Da hast du zweifelsohne recht. Allerdings ist der Markt heute etwas anders strukturiert als vor hundert Jahren. Und auch die Politik kann nicht mehr auf nationaler Ebene agieren.
Was nun?
 
Hmm, vielleicht mal wieder etwas intensiver Marx lehren, schließlich ist es fast erschreckend wie sich seine Gesellschaftstheorien in bezug auf die Weltwirtschaft zunehmend bewahrheiten!
 
Mercy schrieb:

wie soll man darauf antworten, ohne vorschriftswidrig über aktuelle bzw. zukünftige politik zu reden?

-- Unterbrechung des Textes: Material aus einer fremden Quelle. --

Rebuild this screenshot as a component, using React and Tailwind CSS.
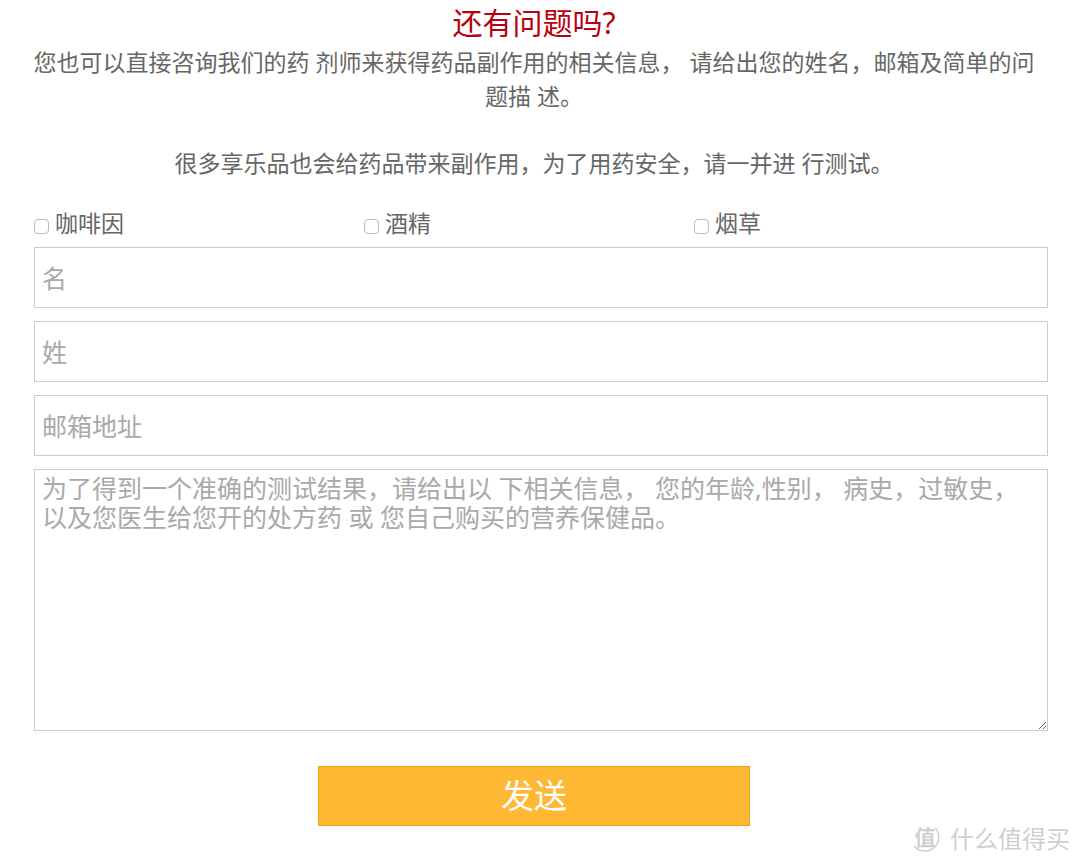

egal, ich probier eine antwort. ich weiß auch nicht, was nun. folgende grundsätzliche möglichkeiten fallen mir spontan ein:

- jubilieren
- akzeptieren
- resignieren
- revoltieren

je nach persönlichem interesse, vermögen, vermögen im sinne von fähigkeit, standpunkt, gesinnung oder geschmack.
sorry, etwas abseits des ursprünglichen themas, aber wenn mercy fragt, wäre es ja unhöflich, das unbeantwortet zu lassen.

ponzelar
 
deine frage "was nun" bezieht sich aber eindeutig auf die derzeitige lage, oder verstehe ich deinen beitrag da falsch?

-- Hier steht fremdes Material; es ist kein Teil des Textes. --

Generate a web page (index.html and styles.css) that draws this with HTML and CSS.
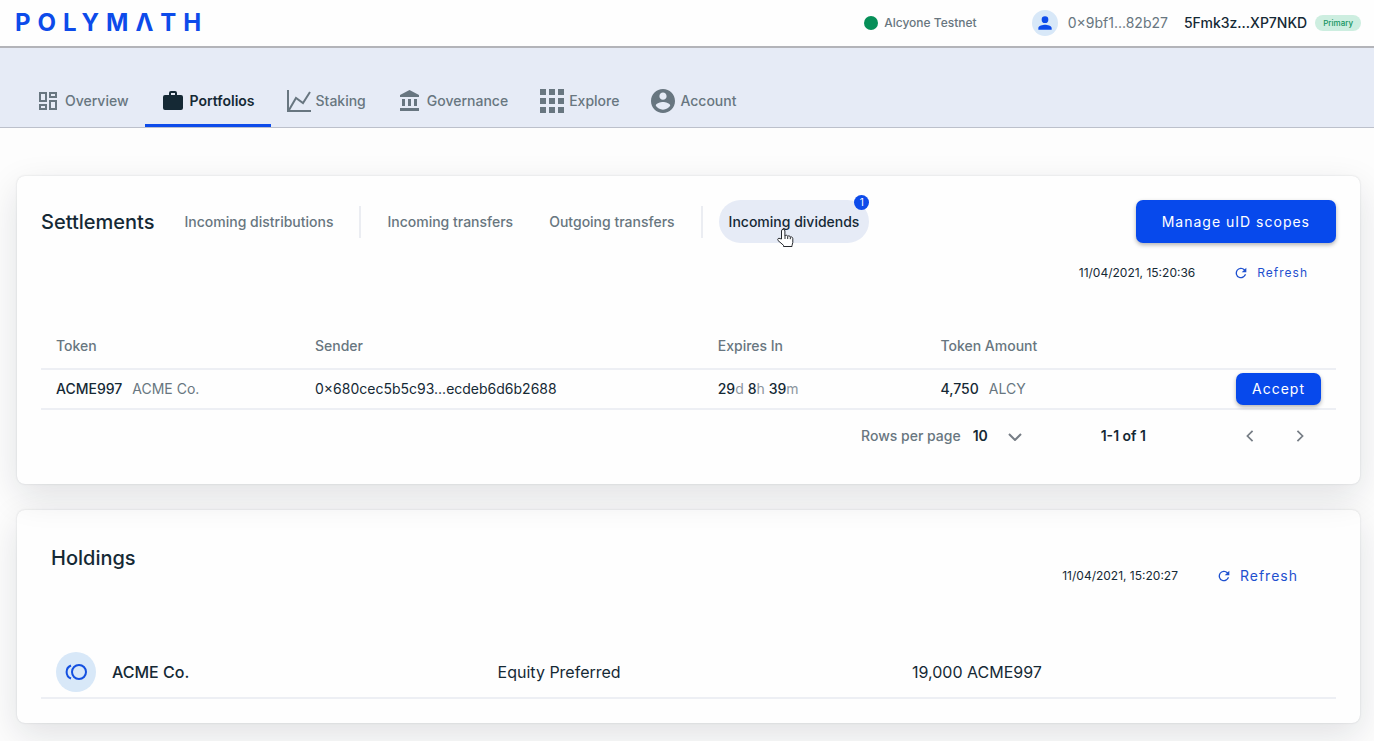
FILE: index.html
```html
<!DOCTYPE html>
<html lang="en">
<head>
<meta charset="utf-8">
<title>Polymath - Portfolios</title>
<link rel="stylesheet" href="styles.css">
</head>
<body>
<header class="topbar">
  <a class="logo" href="#" aria-label="Polymath">POLYMΛTH</a>
  <div class="network"><span class="network-dot"></span>Alcyone Testnet</div>
  <div class="identity">
    <span class="avatar"><svg viewBox="0 0 24 24" width="20" height="20"><path d="M12 4a4 4 0 1 0 0 8 4 4 0 0 0 0-8zm0 10c-2.700 0-8 1.300-8 4v2h16v-2c0-2.700-5.300-4-8-4z"/></svg></span>
    <span class="did">0×9bf1...82b27</span>
    <span class="key">5Fmk3z...XP7NKD</span>
    <span class="badge">Primary</span>
  </div>
</header>

<nav class="nav">
  <a class="nav-item" href="#"><svg viewBox="0 0 24 24"><path d="M19 5v2h-4V5h4M9 5v6H5V5h4m10 8v6h-4v-6h4M9 17v2H5v-2h4M21 3h-8v6h8V3M11 3H3v10h8V3m10 8h-8v10h8V11m-10 4H3v6h8v-6z"/></svg>Overview</a>
  <a class="nav-item active" href="#" aria-current="page"><svg viewBox="0 0 24 24"><path d="M10 2h4a2 2 0 0 1 2 2v2h4a2 2 0 0 1 2 2v11a2 2 0 0 1-2 2H4a2 2 0 0 1-2-2V8a2 2 0 0 1 2-2h4V4a2 2 0 0 1 2-2m4 4V4h-4v2h4z"/></svg>Portfolios</a>
  <a class="nav-item" href="#"><svg viewBox="0 0 24 24"><path class="stroke" d="M1 1v21h23M2 21l7-12 7 5L23 3"/></svg>Staking</a>
  <a class="nav-item" href="#"><svg viewBox="0 0 24 24"><path d="M11.500 1L2 6v2h19V6m-5 4v7h3v-7M2 22h19v-3H2m8-9v7h3v-7m-9 0v7h3v-7H4z"/></svg>Governance</a>
  <a class="nav-item" href="#"><svg viewBox="0 0 24 24"><path d="M0 0h6v6H0zM9 0h6v6H9zM18 0h6v6h-6zM0 9h6v6H0zM9 9h6v6H9zM18 9h6v6h-6zM0 18h6v6H0zM9 18h6v6H9zM18 18h6v6h-6z"/></svg>Explore</a>
  <a class="nav-item" href="#"><svg viewBox="2 2 20 20"><path d="M12 2C6.480 2 2 6.480 2 12s4.480 10 10 10 10-4.480 10-10S17.520 2 12 2zm0 3c1.660 0 3 1.340 3 3s-1.340 3-3 3-3-1.340-3-3 1.340-3 3-3zm0 14.200c-2.500 0-4.710-1.280-6-3.220.030-1.990 4-3.080 6-3.080 1.990 0 5.970 1.090 6 3.080-1.290 1.940-3.500 3.220-6 3.220z"/></svg>Account</a>
</nav>

<main class="content">
  <section class="card card-raised">
    <div class="card-head">
      <h2 class="title">Settlements</h2>
      <button class="tab" type="button">Incoming distributions</button>
      <span class="divider"></span>
      <button class="tab" type="button">Incoming transfers</button>
      <button class="tab" type="button">Outgoing transfers</button>
      <span class="divider"></span>
      <button class="tab selected" type="button">Incoming dividends<span class="count">1</span>
        <svg class="pointer" viewBox="0 0 18 20" width="18" height="20"><path d="M5.500 11V3a1.700 1.700 0 0 1 3.400 0v5c.400-1.200 2.600-1 2.800.400.600-1 2.400-.600 2.600.700 1-.600 2.500 0 2.500 1.500v3.900c0 1.200-.800 2-.800 3.200v.800H7.500v-1.200L2 12.500c-1-1.400.700-3 2-1.900z"/><path d="M9 8v3M11.700 8.500v2.500M14.300 9.200v2"/></svg>
      </button>
      <button class="primary large" type="button">Manage uID scopes</button>
    </div>
    <div class="status">
      <time>11/04/2021, 15:20:36</time>
      <button class="refresh small" type="button"><svg viewBox="0 0 24 24"><path d="M17.650 6.350A8 8 0 1 0 19.730 14h-2.080A6 6 0 1 1 12 6c1.660 0 3.140.690 4.220 1.780L13 11h7V4l-2.350 2.350z"/></svg>Refresh</button>
    </div>
    <table class="settlements">
      <thead>
        <tr><th class="col-token">Token</th><th class="col-sender">Sender</th><th class="col-expires">Expires In</th><th>Token Amount</th><td></td></tr>
      </thead>
      <tbody>
        <tr>
          <td><b>ACME997</b><span class="muted spaced">ACME Co.</span></td>
          <td>0×680cec5b5c93...ecdeb6d6b2688</td>
          <td><b>29</b><span class="unit">d</span> <b>8</b><span class="unit">h</span> <b>39</b><span class="unit">m</span></td>
          <td><b>4,750</b><span class="muted spaced">ALCY</span></td>
          <td class="action"><button class="primary" type="button">Accept</button></td>
        </tr>
      </tbody>
    </table>
    <div class="pager">
      <label for="rows">Rows per page</label>
      <span class="select"><select id="rows"><option>10</option><option>20</option></select><svg viewBox="0 0 14 8" width="14" height="8"><path d="M1 1l6 6 6-6"/></svg></span>
      <span class="range">1-1 of 1</span>
      <button class="arrow" type="button" aria-label="Previous page"><svg viewBox="0 0 8 14" width="8" height="12"><path d="M7 1L1 7l6 6"/></svg></button>
      <button class="arrow" type="button" aria-label="Next page"><svg viewBox="0 0 8 14" width="8" height="12"><path d="M1 1l6 6-6 6"/></svg></button>
    </div>
  </section>

  <section class="card">
    <div class="holdings-head">
      <h2>Holdings</h2>
      <div class="status">
        <time>11/04/2021, 15:20:27</time>
        <button class="refresh" type="button"><svg viewBox="0 0 24 24"><path d="M17.650 6.350A8 8 0 1 0 19.730 14h-2.080A6 6 0 1 1 12 6c1.660 0 3.140.690 4.220 1.780L13 11h7V4l-2.350 2.350z"/></svg>Refresh</button>
      </div>
    </div>
    <table class="holdings">
      <tbody>
        <tr>
          <td class="col-name"><div class="asset"><span class="coin"><svg viewBox="0 0 24 18" width="24" height="18"><circle cx="15" cy="9" r="7"/><path d="M7 2.500a7 7 0 0 0 0 13"/></svg></span><b>ACME Co.</b></div></td>
          <td class="col-type">Equity Preferred</td>
          <td>19,000 ACME997</td>
        </tr>
      </tbody>
    </table>
  </section>
</main>
</body>
</html>
```
FILE: styles.css
```css
* { box-sizing: border-box; }
body {
  margin: 0;
  background: #fdfdfd;
  color: #152935;
  font: 14px/20px Inter, "Liberation Sans", sans-serif;
}
h2 { margin: 0; font-size: 20px; line-height: 28px; font-weight: 500; }
b { font-weight: 500; }
button, select { font: inherit; color: inherit; border: 0; background: none; padding: 0; margin: 0; }
button { cursor: pointer; }
a { text-decoration: none; }
svg { display: block; flex: none; }

.topbar {
  display: flex;
  align-items: center;
  height: 48px;
  padding: 0 13px 0 15px;
  border-bottom: 2px solid #b3b4b9;
  background: #fefefe;
}
.logo { font-size: 24px; line-height: 28px; font-weight: 700; letter-spacing: 7px; color: #0d4bea; margin-right: auto; }
.network { display: flex; align-items: center; gap: 6px; font-size: 12px; font-weight: 500; color: #687680; margin-right: 55px; }
.network-dot { width: 14px; height: 14px; border-radius: 50%; background: #068f58; }
.identity { display: flex; align-items: center; }
.avatar { display: grid; place-items: center; width: 26px; height: 26px; border-radius: 50%; background: #d8e8f8; margin-right: 10px; }
.avatar svg { width: 20px; height: 20px; fill: #0d4bea; }
.did { color: #687680; margin-right: 16px; }
.key { font-weight: 500; margin-right: 8px; }
.badge { padding: 0 8px; border-radius: 8px; background: #cdeee0; color: #14945f; font-size: 8px; line-height: 16px; font-weight: 500; }

.nav { display: flex; height: 80px; padding: 0 20px; background: #e6ebf6; border-bottom: 1px solid #bcc0cb; }
.nav-item { display: flex; align-items: center; gap: 5px; padding: 30px 16px 0; border-bottom: 3px solid transparent; color: #687680; font-weight: 500; }
.nav-item svg { width: 24px; height: 24px; fill: currentColor; }
.nav-item .stroke { fill: none; stroke: currentColor; stroke-width: 2; }
.nav-item.active { color: #152935; border-color: #0d4bea; font-weight: 600; }

.content { display: flex; flex-direction: column; gap: 26px; padding: 48px 14px 20px 17px; overflow: hidden; }
.card {
  padding: 24px;
  border-radius: 8px;
  background: #fefefe;
  box-shadow: 0 0 2px rgba(20, 25, 40, .16), 0 12px 36px rgba(20, 25, 40, .12);
}
.card-raised { position: relative; z-index: 1; }
.card-head { display: flex; align-items: center; gap: 16px; }
.title { margin-right: 4px; }
.tab { position: relative; height: 43px; padding: 0 10px; border-radius: 22px; color: #687680; font-weight: 500; white-space: nowrap; }
.tab.selected { background: #e6ebf6; color: #152935; }
.count { position: absolute; top: -5px; right: 0; width: 15px; height: 15px; border-radius: 50%; background: #0d4bea; color: #fff; font-size: 10px; line-height: 15px; font-weight: 400; }
.pointer { position: absolute; left: 57px; top: 28px; }
.pointer path { fill: #fff; stroke: #26292e; stroke-width: 1; }
.divider { width: 2px; height: 32px; background: #ebedf2; }
.primary { height: 32px; padding: 0 16px; border-radius: 7px; background: #0749ec; color: #fff; letter-spacing: 1px; box-shadow: 0 2px 4px rgba(0, 0, 0, .3); }
.primary.large { height: 43px; padding: 0 26px; margin-left: auto; white-space: nowrap; }

.status { display: flex; align-items: center; justify-content: flex-end; padding-top: 20px; padding-right: 28px; gap: 38px; font-size: 12px; }
.refresh { display: flex; align-items: center; gap: 8px; color: #1e50cf; font-size: 14px; letter-spacing: 1px; }
.refresh svg { width: 16px; height: 16px; fill: currentColor; }
.refresh.small { font-size: 12px; }

table { width: 100%; border-collapse: collapse; table-layout: fixed; }
th, td { padding: 0 15px; text-align: left; border-bottom: 2px solid #edeff4; }
th { height: 45px; color: #687680; font-weight: 500; }
.settlements { margin-top: 41px; }
.settlements tbody td { height: 40px; white-space: nowrap; }
.col-token { width: 20%; }
.col-sender { width: 31.1%; }
.col-expires { width: 17.2%; }
.muted { color: #687680; }
.unit { color: #8c969e; }
.spaced { margin-left: 10px; }
.action { text-align: right; }

.pager { display: flex; align-items: center; justify-content: flex-end; padding: 16px 22px 14px 0; }
.pager label { color: #687680; font-weight: 500; margin-right: 12px; }
.select { position: relative; width: 50px; }
.select select { width: 100%; appearance: none; font-weight: 600; }
.select svg { position: absolute; right: 1px; top: 7px; pointer-events: none; }
.pager path { fill: none; stroke: #767d85; stroke-width: 2; }
.range { font-weight: 600; margin: 0 90px 0 78px; }
.arrow { display: grid; place-items: center; width: 28px; height: 20px; }
.arrow + .arrow { margin-left: 22px; }

.holdings-head { display: flex; justify-content: space-between; padding: 10px 10px 0; }
.holdings-head .status { padding: 22px 28px 0 0; }
.holdings { margin-top: 52px; font-size: 16px; }
.holdings td { height: 60px; padding-top: 8px; }
.col-name { width: 34.1%; }
.col-type { width: 32%; }
.asset { display: flex; align-items: center; gap: 16px; }
.coin { display: grid; place-items: center; width: 40px; height: 40px; border-radius: 50%; background: #d8e8f8; }
.coin svg * { fill: none; stroke: #1450e0; stroke-width: 2; }
```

egal: auch in der vergangenheit haben die menschen angesichts der herausforderungen entweder

- jubiliert
- akzeptiert
- resigniert
- revoltiert

die vergangene revolte gegen den globalen sich selber regelnden markt, der sozialismuns, scheint derzeit aufgrund eigener unzulänglichkeiten gescheitert zu sein. für ein abschließendes historisches urteil hierzu ist es mir allerdings im moment noch etwas zu früh.

ponzelar
 
ponzelar schrieb:
deine frage "was nun" bezieht sich aber eindeutig auf die derzeitige lage, oder verstehe ich deinen beitrag da falsch?
Vermutlich.
ponzelar schrieb:
ein merkmal der derzeitigen globalisierungstendenz fehlt m.e. aber, nämlich die immer schwächere rolle der politik gegenüber dem markt. das war in der vergangenheit wohl noch anders.
Wer das pauschal behauptet, sollte doch differenzierende Argumente parat haben.
Was war denn die Stärke der Politik in der Vergangenheit gegenüber dem Markt, auf die du rekurrierst?